Réquiem por un barrio que ya no existe

Empiezo por explicarme porque lo creo importante, aunque tal vez innecesario. No creo que el pasado sea mejor, a duras penas, todo tiempo pasado fue anterior y no le alcanza para nada más. Sin embargo, soy un nostálgico. Y las celebraciones por el paso de los años no sirven más que para hacer memoria.
Leí en alguna parte que celebramos en múltiplos de cinco porque tenemos cinco dedos en las manos. Por un capricho de la naturaleza festejamos los 25 y no los 27. Y por eso ando aquí, echando mano a los recuerdos.
Crecí en un barrio de esos que ya no existen.

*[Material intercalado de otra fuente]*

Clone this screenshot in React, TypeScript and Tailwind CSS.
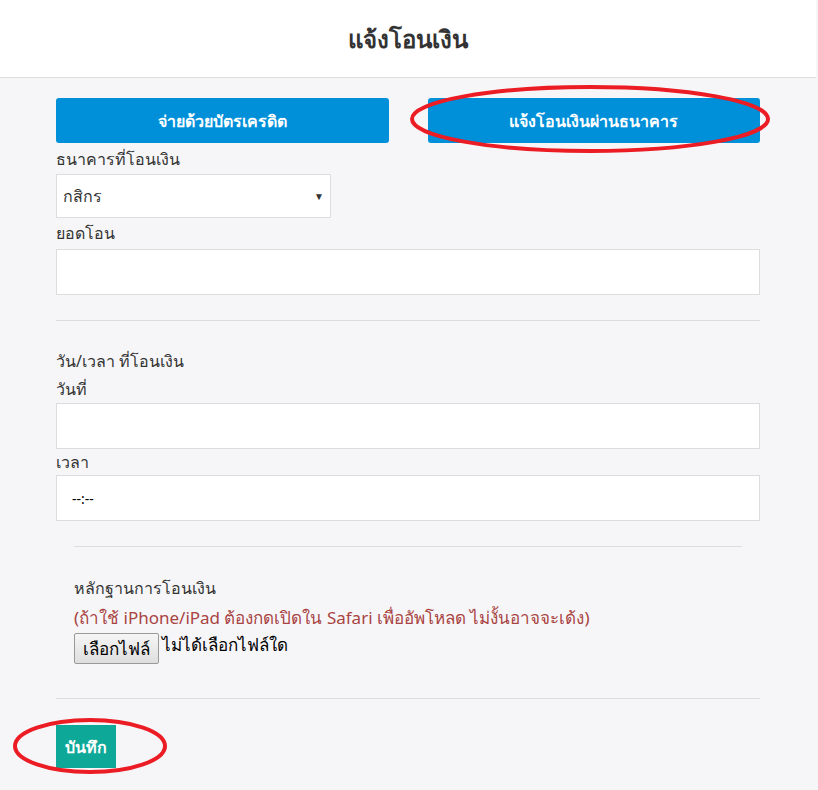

O que yo, por lo menos, no he vuelto a encontrar.
Tenía la calle destapada en mis primeros años y ya era consciente de que el mundo era el mundo —aunque aún era niño— cuando instalaron más luminarias en mi calle arruinando para siempre la posibilidad de ver estrellas en el cielo.
Un par de vecinos tenían carro y apenas circulaba uno que otro automóvil por la cuadra y juro que lo hacía solo para detener el partido definitivo —todos los eran en aquellos años— que se jugaba sobre el asfalto.
Sabía los nombres de quienes habitaban las casas que rodeaban la mía, aunque ahora no los recuerde a todos. Pero sé que aprendí canciones que jamás iba a escuchar en mi casa andando en el carro de doña Gabriela, que vivía enfrente y nos transportó siempre al colegio y que me abrazó fuerte y lloró conmigo el día en que nos volvimos a ver tras la muerte de mi hermano. No podía ser de otra manera en una calle donde los adultos sabían dónde vivían los niños y los habían visto crecer. También es cierto que había vecinos interesados más de la cuenta en la vida de los vecinos.
Ese barrio ya había empezado a desdibujarse en 1997, cuando empezaron a imprimirse las páginas de Gente. Ese y todos. Cuando nos creímos el cuento que el progreso era que todos compráramos carro, no quedó espacio en las calles para jugar a nada.
Hoy vivo en otro barrio, uno de esos donde nos amontonamos en torres, unos encima de otros y no nos vemos nunca. O casi nunca, que no es lo mismo, pero es igual, parafraseando a Silvio Rodríguez. Y a falta de nombres, tenemos números. Cata y yo somos los del 1402.
Hay un parque cerca. Tiene juegos para niños, pero lo visitan más los perros que los infantes. Y los sábados hay allí uno de esos mercados campesinos. Apenas si pasa nada.
Tengo identificadas las rutinas de algunos de mis vecinos del edificio del frente, porque vivir así nos saca algo del espíritu voyerista. Sé dónde hay perros y dónde gatos. Sé quién cuida sus matas y quien las deja sedientas en su balcón. Sé quién trapea más de tres veces al día. Sé los días en que cortan a punta de guadaña —que bien podría ser el sonido de la modernidad— las zonas verdes de aquí y de allá. Y puedo firmar ante notario que las piscinas son el lujo más subutilizado de cuantos nos hayamos inventado, pozos helados que solo convocan a niños tercos que aún son capaces de renunciar al internet o la TV para zambullirse hasta que los labios se les pongan morados. Yo conozco uno así.
Hay una tienda y una farmacia, pero no conozco al tendero ni al farmaceuta. No estoy haciendo un réquiem por el barrio que ya no existe, apenas la constatación de que vivir allí tuvo su encanto.